Bereits in dieser Legislaturperiode hat die Bundesregierung eine Reihe von Initiativen auf den Weg gebracht, um den Wandel hin zu Industrie 4.0 sicherzustellen.

Als Leuchtturmprojekte gelten die 250-Millionen-Euro-Förderinitiative für den Mittelstand „Digital Jetzt“ und der Aufbau von 26 sogenannten Mittelstand 4.0-Kompetenzzentren. Die Regierung erhofft sich vor allem von den Kompetenzzentren die Wende.

Das Hauptziel dieser Kompetenzzentren ist es, KMU für die Potenziale und Chancen der Digitalisierung zu sensibilisieren.

Die Zentren bilden damit den „Ankerpunkt für Digitalisierungsvorhaben von Unternehmen und unterstützen sie dabei, die Potenziale der Digitalisierung zu erfassen und zu nutzen“, sagte der Leiter des Kompetenzzentrums in Berlin, Max Kettner, gegenüber EURACTIV.

Diese Kompetenzzentren führen verschiedene Workshops, Digitalisierungsprojekte und Unternehmensgespräche durch, um den Mittelstand „fit für die digitale Zukunft“ zu machen, sagte Michael Rehe, Leiter des Kompetenzzentrums in Hannover.

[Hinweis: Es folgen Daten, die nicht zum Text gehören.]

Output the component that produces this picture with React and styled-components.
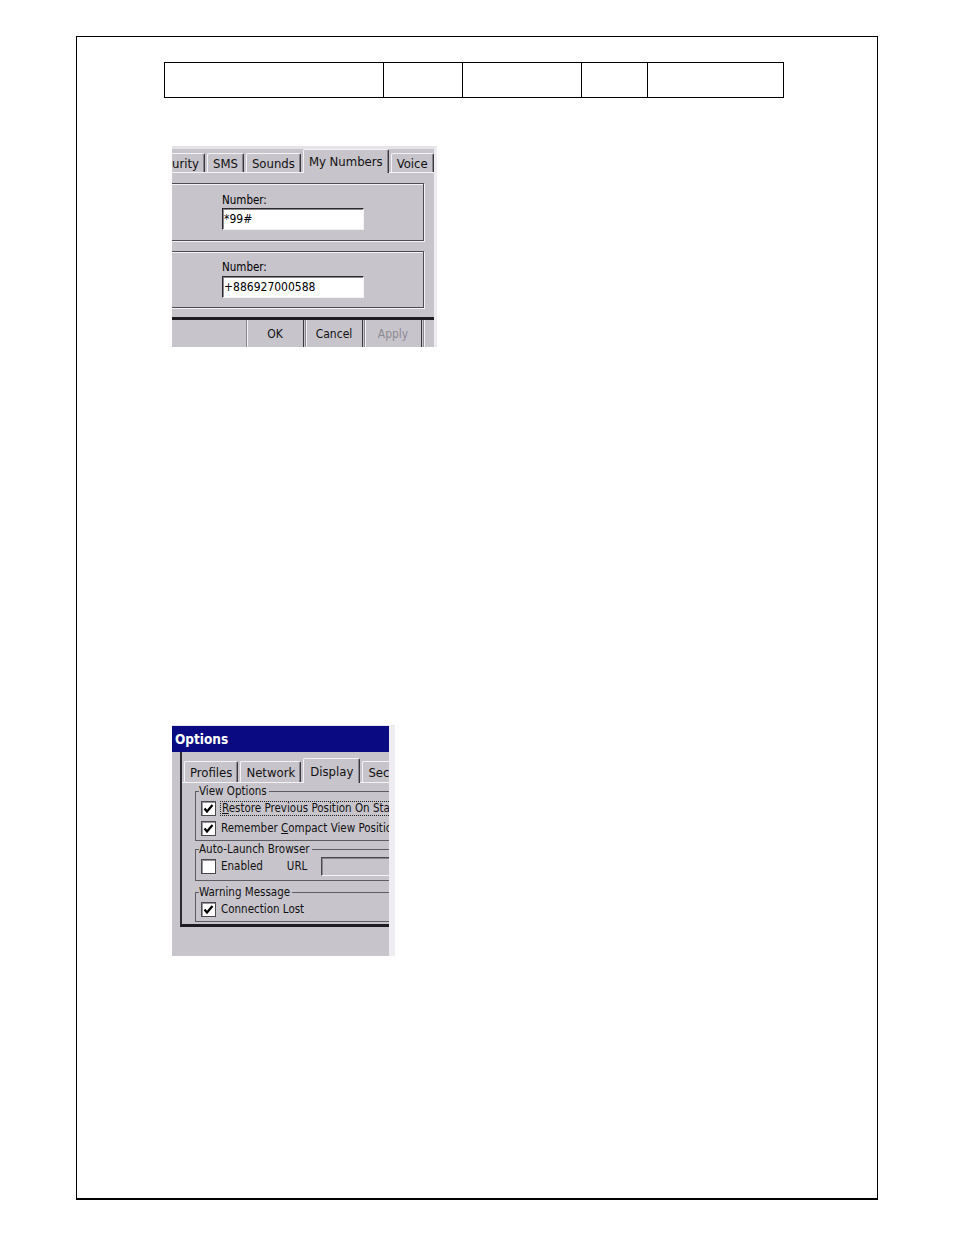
import React from 'react';
import styled, {createGlobalStyle} from 'styled-components';

const GRAY = '#c8c4cc';
const LIGHT = '#f4f2f6';
const DARK = '#3a383c';
const MID = '#8a868e';
const UI_FONT = "'DejaVu Sans Condensed', 'DejaVu Sans', 'Liberation Sans', sans-serif";

const GlobalStyle = createGlobalStyle`
  html, body {
    margin: 0;
    padding: 0;
    background: #fff;
  }
  body {
    font-family: ${UI_FONT};
    color: #000;
  }
`;

const Sheet = styled.div`
  box-sizing: border-box;
  width: 802px;
  height: 1164px;
  margin: 36px 0 0 76px;
  border: 1px solid #000;
  border-bottom-width: 2px;
  padding: 25px 0 0 87px;
`;

const HeaderRow = styled.div`
  box-sizing: border-box;
  display: grid;
  grid-template-columns: 218px 79px 119px 66px 136px;
  width: 620px;
  height: 36px;
  border: 1px solid #000;
`;

const HeaderCell = styled.div`
  box-sizing: border-box;
  border-left: ${(p) => (p.$first ? 'none' : '1px solid #000')};
`;

/* ---------- shared dialog bits ---------- */

const TabStrip = styled.div`
  box-sizing: border-box;
  flex-shrink: 0;
  display: flex;
  align-items: flex-end;
  gap: 2px;
  height: ${(p) => p.$h}px;
  padding-left: ${(p) => p.$indent || 0}px;
`;

const Tab = styled.div`
  box-sizing: border-box;
  flex-shrink: 0;
  position: relative;
  z-index: 1;
  display: flex;
  align-items: center;
  height: ${(p) => p.$h}px;
  margin-bottom: ${(p) => (p.$active ? -1 : 0)}px;
  padding: 0 ${(p) => p.$pad}px;
  background: ${GRAY};
  border: 1px solid ${LIGHT};
  border-right-color: ${DARK};
  border-bottom: none;
  border-radius: 2px 2px 0 0;
  box-shadow: inset -1px 0 0 ${MID};
  font-size: 13px;
  color: #111;
  white-space: nowrap;
  ${(p) => p.$cut && 'border-left: none; border-radius: 0 2px 0 0; padding-left: 0;'}
`;

/* ---------- screenshot 1 : My Numbers ---------- */

const NumbersShot = styled.div`
  box-sizing: border-box;
  display: flex;
  flex-direction: column;
  width: 265px;
  height: 201px;
  margin: 48px 0 0 8px;
  background: ${GRAY};
  border-top: 3px solid #e6e3e8;
  border-right: 3px solid #eeecf0;
  overflow: hidden;
`;

const NumbersPage = styled.div`
  display: flex;
  flex-direction: column;
  gap: 10px;
  padding: 10px 0 9px;
  border-top: 1px solid ${LIGHT};
`;

const NumberGroup = styled.div`
  box-sizing: border-box;
  width: 262px;
  height: ${(p) => p.$h}px;
  margin-left: -10px;
  padding: ${(p) => p.$top}px 0 0 59px;
  border: 1px solid #4e4b52;
  box-shadow: 1px 1px 0 ${LIGHT}, inset 1px 1px 0 ${LIGHT};
`;

const FieldLabel = styled.div`
  font-size: 11.5px;
  line-height: 14px;
`;

const NumberInput = styled.input`
  box-sizing: border-box;
  display: block;
  width: 142px;
  height: 22px;
  margin: ${(p) => p.$gap}px 0 0;
  padding: 0 1px;
  background: #fff;
  border: 1px solid;
  border-color: #2a282c ${LIGHT} ${LIGHT} #2a282c;
  box-shadow: inset 1px 1px 0 ${MID};
  font-family: ${UI_FONT};
  font-size: 12px;
  color: #000;
  outline: none;
`;

const ButtonBar = styled.div`
  flex: 1;
  display: flex;
  gap: 1px;
  padding-left: 74px;
  border-top: 3px solid #1e1c20;
`;

const DlgButton = styled.div`
  box-sizing: border-box;
  flex-shrink: 0;
  display: flex;
  align-items: center;
  justify-content: center;
  width: 58px;
  background: ${GRAY};
  border-left: 1px solid ${MID};
  border-right: 1px solid ${DARK};
  box-shadow: inset 1px 0 0 ${LIGHT};
  font-size: 12px;
  color: ${(p) => (p.$disabled ? '#8e8a92' : '#111')};
`;

/* ---------- screenshot 2 : Options ---------- */

const OptionsShot = styled.div`
  box-sizing: border-box;
  display: flex;
  flex-direction: column;
  width: 223px;
  height: 231px;
  margin: 378px 0 0 8px;
  background: ${GRAY};
  border-top: 1px solid #e8e6ea;
  border-right: 6px solid #efedf1;
  overflow: hidden;
`;

const TitleBar = styled.div`
  flex-shrink: 0;
  display: flex;
  align-items: center;
  height: 26px;
  padding-left: 3px;
  background: #0a0a82;
  color: #fff;
  font-size: 13.5px;
  font-weight: bold;
`;

const DialogBody = styled.div`
  flex: 1;
  padding-left: 8px;
`;

const SheetFrame = styled.div`
  box-sizing: border-box;
  height: 175px;
  border-left: 2px solid #2e2c30;
  border-bottom: 3px solid #1e1c20;
`;

const TabPage = styled.div`
  padding-left: 13px;
  border-top: 1px solid ${LIGHT};
`;

const Group = styled.fieldset`
  box-sizing: border-box;
  width: 240px;
  min-width: 0;
  margin: ${(p) => p.$mt}px 0 0;
  padding: 0 0 ${(p) => p.$pb}px;
  border: 1px solid #5e5b62;
`;

const Legend = styled.legend`
  margin-left: 3px;
  padding: 0 2px 0 0;
  font-size: 11.5px;
  line-height: 13px;
  color: #111;
  white-space: nowrap;
`;

const CheckRow = styled.div`
  display: flex;
  align-items: center;
  gap: 5px;
  height: 20px;
  padding-left: 5px;
  font-size: 11.5px;
  color: #111;
  white-space: nowrap;
`;

const Box = styled.div`
  box-sizing: border-box;
  flex-shrink: 0;
  width: 15px;
  height: 15px;
  background: #fff;
  border: 1px solid #4a484c;
  box-shadow: inset 1px 1px 0 #9a969e;
`;

const FocusText = styled.span`
  margin-left: -1px;
  padding: 0 1px;
  border: 1px dotted #222;
  line-height: 13px;
`;

const UrlLabel = styled.span`
  margin-left: 19px;
`;

const UrlInput = styled.div`
  box-sizing: border-box;
  flex-shrink: 0;
  width: 120px;
  height: 19px;
  margin-left: 9px;
  border: 1px solid;
  border-color: #4a484c ${LIGHT} ${LIGHT} #4a484c;
  box-shadow: inset 1px 1px 0 ${MID};
  background: ${GRAY};
`;

const CheckBox = ({checked}) => (
  <Box>
    {checked && (
      <svg width='13' height='13' viewBox='0 0 13 13'>
        <path d='M2.5 6.5 L5 9.5 L10.5 3' fill='none' stroke='#000' strokeWidth='2.2' />
      </svg>
    )}
  </Box>
);

const numberTabs = [
  {label: 'urity', cut: true},
  {label: 'SMS'},
  {label: 'Sounds'},
  {label: 'My Numbers', active: true},
  {label: 'Voice'},
];

const optionTabs = [
  {label: 'Profiles'},
  {label: 'Network'},
  {label: 'Display', active: true},
  {label: 'Security'},
];

const App = () => {
  return (
    <>
      <GlobalStyle />
      <Sheet>
        <HeaderRow>
          <HeaderCell $first />
          <HeaderCell />
          <HeaderCell />
          <HeaderCell />
          <HeaderCell />
        </HeaderRow>

        <NumbersShot>
          <TabStrip $h={23}>
            {numberTabs.map((t) => (
              <Tab key={t.label} $h={t.active ? 24 : 19} $active={t.active} $cut={t.cut} $pad={5}>
                {t.label}
              </Tab>
            ))}
          </TabStrip>
          <NumbersPage>
            <NumberGroup $h={58} $top={9}>
              <FieldLabel>Number:</FieldLabel>
              <NumberInput $gap={1} readOnly defaultValue='*99#' />
            </NumberGroup>
            <NumberGroup $h={57} $top={8}>
              <FieldLabel>Number:</FieldLabel>
              <NumberInput $gap={2} readOnly defaultValue='+886927000588' />
            </NumberGroup>
          </NumbersPage>
          <ButtonBar>
            <DlgButton>OK</DlgButton>
            <DlgButton>Cancel</DlgButton>
            <DlgButton $disabled>Apply</DlgButton>
            <DlgButton />
          </ButtonBar>
        </NumbersShot>

        <OptionsShot>
          <TitleBar>Options</TitleBar>
          <DialogBody>
            <SheetFrame>
              <TabStrip $h={30} $indent={2}>
                {optionTabs.map((t) => (
                  <Tab key={t.label} $h={t.active ? 25 : 21} $active={t.active} $pad={t.active ? 6 : 5}>
                    {t.label}
                  </Tab>
                ))}
              </TabStrip>
              <TabPage>
                <Group $mt={2} $pb={2}>
                  <Legend>View Options</Legend>
                  <CheckRow>
                    <CheckBox checked />
                    <FocusText>
                      <u>R</u>estore Previous Position On Startup
                    </FocusText>
                  </CheckRow>
                  <CheckRow>
                    <CheckBox checked />
                    <span>
                      Remember <u>C</u>ompact View Position
                    </span>
                  </CheckRow>
                </Group>
                <Group $mt={2} $pb={4}>
                  <Legend>Auto-Launch Browser</Legend>
                  <CheckRow>
                    <CheckBox />
                    <span>Enabled</span>
                    <UrlLabel>URL</UrlLabel>
                    <UrlInput />
                  </CheckRow>
                </Group>
                <Group $mt={5} $pb={2}>
                  <Legend>Warning Message</Legend>
                  <CheckRow>
                    <CheckBox checked />
                    <span>Connection Lost</span>
                  </CheckRow>
                </Group>
              </TabPage>
            </SheetFrame>
          </DialogBody>
        </OptionsShot>
      </Sheet>
    </>
  );
};

export default App;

Schwierigkeiten ergeben sich jedoch insbesondere aus dem unterschiedlichen Entwicklungsstand der Unternehmen. „Einige der Zentren müssen zum Beispiel bei den Unternehmen mit den Grundlagen der Digitalisierung beginnen“, sagt Scholl vom BVMW.

Bianchi von der DMB sagte, die Bundesregierung habe in der letzten Legislaturperiode gute Akzente für Industrie 4.0 gesetzt, es fehle aber „eine kohärente Strategie, um den Strukturwandel auf breiter Front voranzutreiben“.